È qui che si sfiora il ridicolo. Per risolvere situazioni come questa, si parla di investimenti tecnologici, di “piani strategici” e di “collaborazioni con aziende leader”. Tutto meraviglioso, sulla carta. Ma nella realtà? I progetti si arenano, i fondi spariscono e ogni intervento si limita a una spruzzata di vernice fresca sui vagoni.
Le contraddizioni del sistema
Un uomo sui binari non dovrebbe essere un dramma. Esistono paesi dove i sistemi di monitoraggio individuano la presenza umana e attivano risposte automatiche in tempo reale. E noi? Ci affidiamo ancora alle telefonate tra le stazioni, ai messaggi di servizio criptici e a un approccio che ricorda il XIX secolo più che il XXI.

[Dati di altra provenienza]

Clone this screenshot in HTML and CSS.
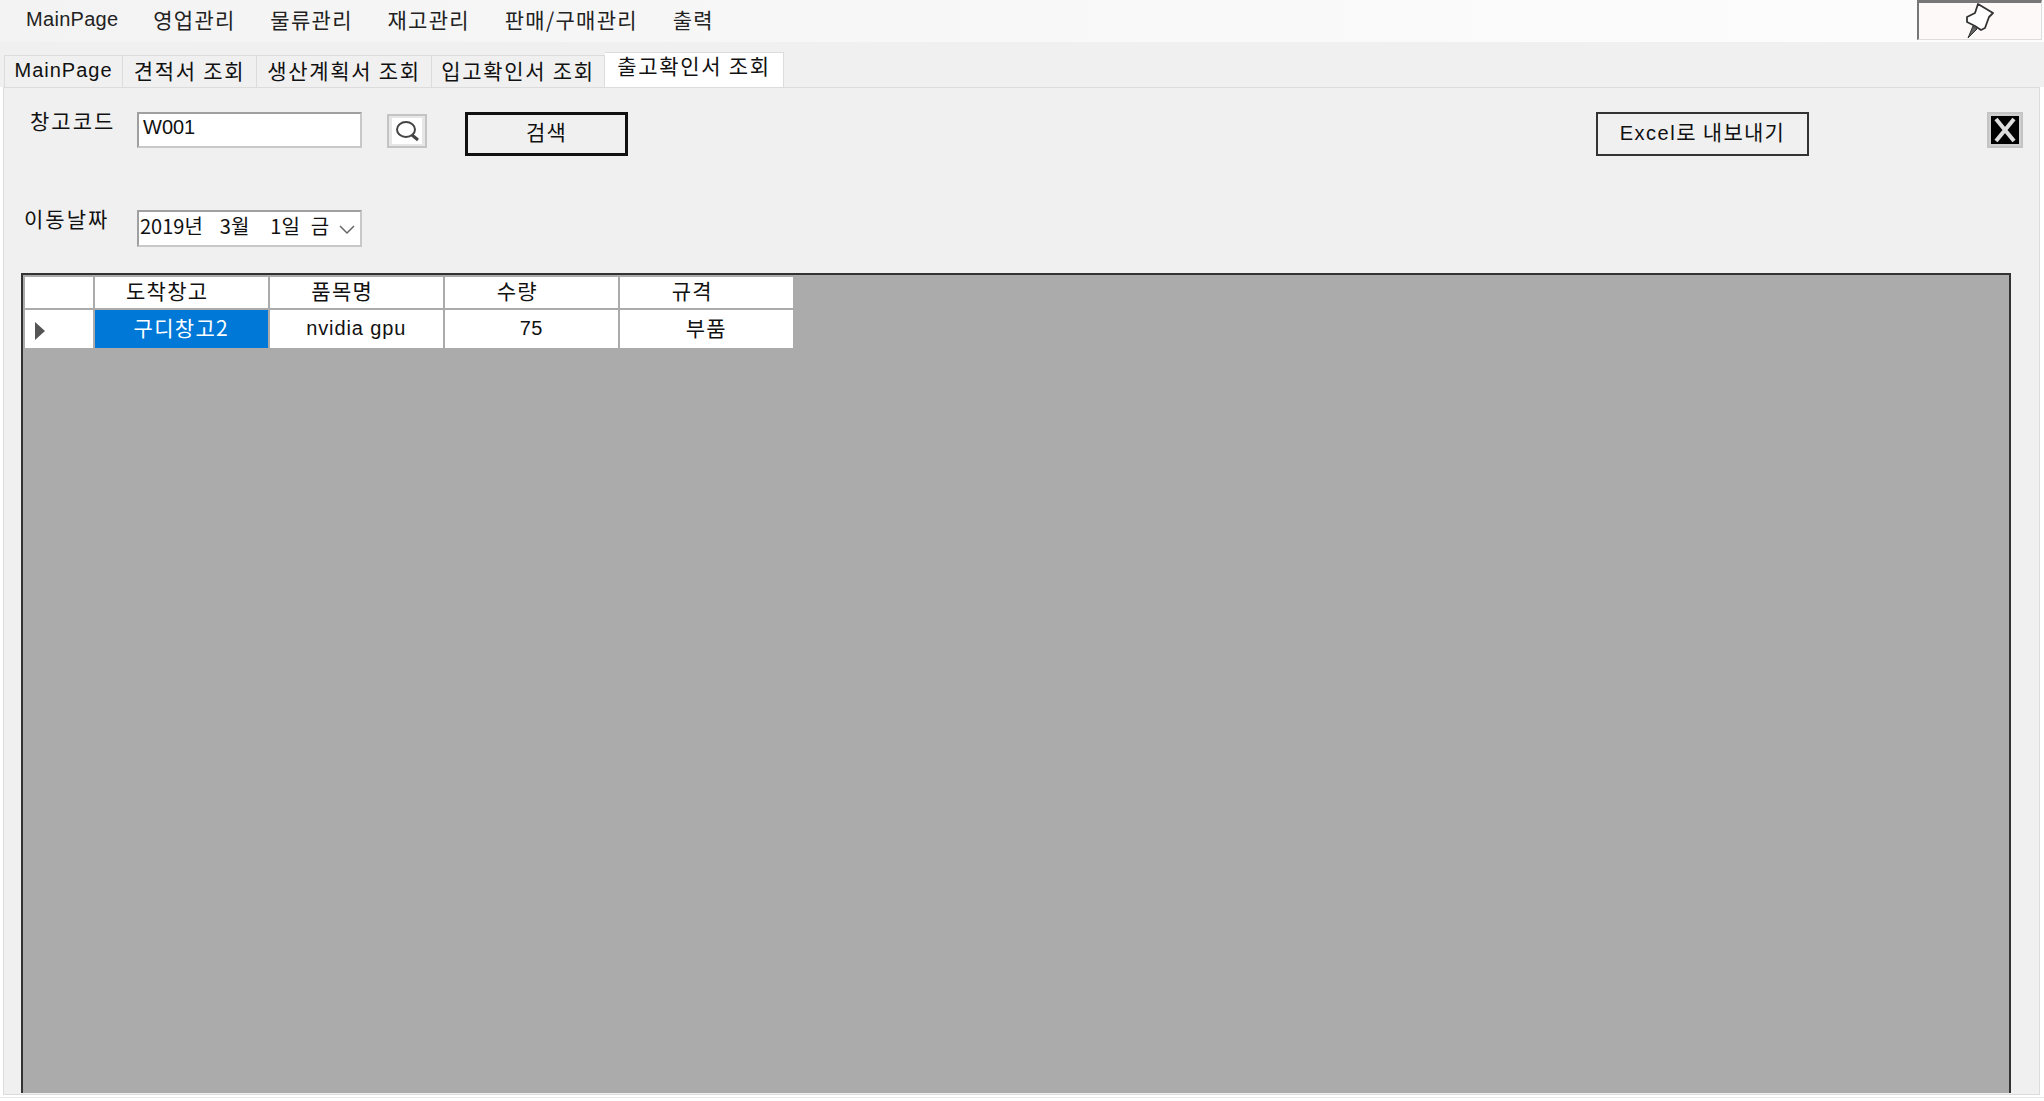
FILE: index.html
```html
<!doctype html>
<html>
<head>
<meta charset="utf-8">
<title>출고확인서 조회</title>
<link rel="stylesheet" href="styles.css">
</head>
<body>
	<div class="menubar">
		<div class="menulist">
			<span class="latin">MainPage</span>
			<span>영업관리</span>
			<span>물류관리</span>
			<span>재고관리</span>
			<span>판매/구매관리</span>
			<span>출력</span>
		</div>
		<div class="pinbtn">
			<svg width="30" height="36" viewBox="0 0 30 36">
				<path d="M7 23 L2 35 L11 26 Z" fill="#666" stroke="#333" stroke-width="1"/>
				<path d="M12 1 L27 10 L23 14 L19 25 L15 27 L9 23 L1 19 L1 14 L9 10 Z" fill="#fff" stroke="#333" stroke-width="1.8" stroke-linejoin="round"/>
			</svg>
		</div>
	</div>

	<div class="tabs">
		<div class="tab tab1 latin">MainPage</div>
		<div class="tab tab2">견적서 조회</div>
		<div class="tab tab3">생산계획서 조회</div>
		<div class="tab tab4">입고확인서 조회</div>
		<div class="tab tab5 active">출고확인서 조회</div>
	</div>

	<div class="panel">
		<div class="row row1">
			<label class="lbl lbl1">창고코드</label>
			<div class="field latin">W001</div>
			<div class="searchicon">
				<svg width="30" height="26" viewBox="0 0 30 26">
					<rect width="30" height="26" fill="#fff"/>
					<ellipse cx="14" cy="11.5" rx="9" ry="7.5" fill="none" stroke="#444" stroke-width="2"/>
					<path d="M20 17 L26 22" stroke="#444" stroke-width="3"/>
				</svg>
			</div>
			<div class="btn btnsearch">검색</div>
			<div class="btn btnexcel"><span class="latin">Excel</span>로 내보내기</div>
			<div class="closebtn">
				<svg width="28" height="28" viewBox="0 0 28 28">
					<rect width="28" height="28" fill="#000"/>
					<path d="M5 3 L23 25 M23 3 L5 25" stroke="#ddd" stroke-width="4"/>
				</svg>
			</div>
		</div>
		<div class="row row2">
			<label class="lbl lbl2">이동날짜</label>
			<div class="field datefield">
				<span>2019년</span><span>3월</span><span class="dday">1일</span><span class="dname">금</span>
				<svg class="chev" width="16" height="10" viewBox="0 0 16 10"><path d="M1 1 L8 8 L15 1" fill="none" stroke="#666" stroke-width="1.5"/></svg>
			</div>
		</div>

		<div class="gridview">
			<div class="gridtable">
				<div class="cell corner"></div>
				<div class="cell head">도착창고</div>
				<div class="cell head">품목명</div>
				<div class="cell head">수량</div>
				<div class="cell head">규격</div>
				<div class="cell rowhead"><i class="arrow"></i></div>
				<div class="cell selected">구디창고2</div>
				<div class="cell latin gpu">nvidia gpu</div>
				<div class="cell latin qty">75</div>
				<div class="cell">부품</div>
			</div>
		</div>
	</div>
	<div class="footline"></div>
</body>
</html>
```

FILE: styles.css
```css
html, body {
	margin: 0;
	height: 100%;
	overflow: hidden;
}

body {
	background-color: #fff;
	color: #111;
	font-family: "Noto Sans CJK KR", "Liberation Sans", sans-serif;
	font-size: 21px;
	line-height: 24px;
	letter-spacing: 1.3px;
	display: flex;
	flex-direction: column;
}

.latin {
	font-family: "Liberation Sans", "Noto Sans CJK KR", sans-serif;
	font-size: 20px;
	letter-spacing: 0.3px;
}

/* top menu */
.menubar {
	height: 42px;
	flex: none;
	background: linear-gradient(to right, #f3f3f3, #fdfdfd);
	display: flex;
	justify-content: space-between;
	padding-left: 26px;
	padding-right: 2px;
}

.menulist {
	display: flex;
	gap: 34.7px;
	padding-top: 7px;
	color: #222;
}

.pinbtn {
	width: 125px;
	height: 40px;
	background-color: #fdf9f9;
	border-top: 3px solid #777;
	border-left: 2px solid #777;
	border-right: 1px solid #ddd;
	border-bottom: 1px solid #ddd;
	box-sizing: border-box;
	padding-left: 47px;
	overflow: hidden;
}

/* tabs */
.tabs {
	height: 45px;
	flex: none;
	background-color: #f0f0f0;
	display: flex;
	align-items: flex-end;
	padding-left: 4px;
	letter-spacing: 1.7px;
}

.tab {
	height: 32px;
	box-sizing: border-box;
	background-color: #f0f0f0;
	border: 1px solid #dcdcdc;
	border-bottom: none;
	border-left: none;
	text-align: center;
	padding-top: 2px;
	white-space: nowrap;
}

.tab1 { width: 119px; border-left: 1px solid #dcdcdc; letter-spacing: 1px; }
.tab2 { width: 134px; }
.tab3 { width: 175px; }
.tab4 { width: 173px; }

.tab5 {
	width: 179px;
	height: 35px;
	padding-top: 0;
}

.active {
	background-color: #fff;
}

/* main panel */
.panel {
	width: 2037px;
	height: 1008px;
	flex: none;
	margin-left: 3px;
	box-sizing: border-box;
	background-color: #f0f0f0;
	border: 1px solid #dcdcdc;
	position: relative;
}

.footline {
	height: 1px;
	margin-top: 2px;
	background-color: #e6e6e6;
	flex: none;
}

.row {
	display: flex;
	align-items: flex-start;
}

.row1 {
	height: 44px;
	margin-top: 24px;
}

.row2 {
	height: 37px;
	margin-top: 54px;
}

.lbl {
	letter-spacing: 2px;
	white-space: nowrap;
	margin-top: -4px;
}

.lbl1 {
	width: 107px;
	margin-left: 26px;
}

.lbl2 {
	margin-left: 20px;
	width: 113px;
}

.field {
	width: 225px;
	height: 36px;
	box-sizing: border-box;
	background-color: #fff;
	border: 2px solid #a0a0a0;
	border-right-color: #c8c8c8;
	border-bottom-color: #c8c8c8;
	padding-left: 4px;
	line-height: 26px;
	letter-spacing: 0;
}

.row2 .lbl2 + .field {
	height: 37px;
	font-size: 20px;
	display: flex;
	gap: 17px;
	padding-left: 1px;
	position: relative;
	letter-spacing: 0;
	line-height: 28px;
}

.dday {
	margin-left: 4px;
}

.dname {
	margin-left: -6px;
}

.chev {
	position: absolute;
	right: 5px;
	top: 13px;
}

.searchicon {
	width: 40px;
	height: 34px;
	box-sizing: border-box;
	margin-left: 25px;
	margin-top: 2px;
	background-color: #e6e6e6;
	border: 2px solid #c4c4c4;
	padding: 2px 3px;
}

.searchicon svg, .closebtn svg {
	display: block;
}

.btn {
	background-color: #f0f0f0;
	box-sizing: border-box;
	text-align: center;
}

.btnsearch {
	width: 163px;
	height: 44px;
	margin-left: 38px;
	border: 3px solid #111;
	line-height: 32px;
}

.btnexcel {
	width: 213px;
	height: 44px;
	margin-left: 968px;
	border: 2px solid #333;
	line-height: 34px;
}

.btnexcel .latin {
	letter-spacing: 1.5px;
}

.closebtn {
	width: 36px;
	height: 36px;
	box-sizing: border-box;
	margin-left: 178px;
	background-color: #cfcfcf;
	border: 2px solid #c4c4c4;
	padding: 2px;
}

/* data grid */
.gridview {
	width: 1990px;
	height: 820px;
	margin-left: 17px;
	margin-top: 26px;
	box-sizing: border-box;
	background-color: #ababab;
	border: 2px solid #333;
	border-bottom: none;
	padding: 2px;
}

.gridtable {
	display: grid;
	grid-template-columns: 68px repeat(4, 173.5px);
	grid-template-rows: 31px 38px;
	column-gap: 1.5px;
	row-gap: 2px;
	width: 770px;
}

.cell {
	background-color: #fff;
	text-align: center;
	line-height: 34px;
}

.gpu {
	letter-spacing: 0.9px;
	line-height: 36px;
}

.qty {
	line-height: 36px;
}

.head {
	line-height: 26px;
	padding-right: 28px;
}

.corner, .rowhead {
	position: relative;
}

.selected {
	background-color: #0078d7;
	color: #fff;
}

.arrow {
	position: absolute;
	left: 10px;
	top: 12px;
	border-left: 10px solid #555;
	border-top: 9px solid transparent;
	border-bottom: 9px solid transparent;
}
```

Possibili soluzioni (ma tanto non le realizzeranno mai)
- Implementare un sistema di monitoraggio avanzato che non paralizzi tutto alla minima intrusione.
- Creare squadre di intervento rapido che agiscano in pochi minuti, non in ore.
- Automatizzare i protocolli di sicurezza, lasciando meno spazio all’incompetenza umana.
Ma si sa, queste sono solo belle parole. Perché finché il sistema ferroviario italiano resterà intrappolato nella sua letargia cronica, anche un uomo che cammina sui binari potrà trasformarsi in una crisi nazionale.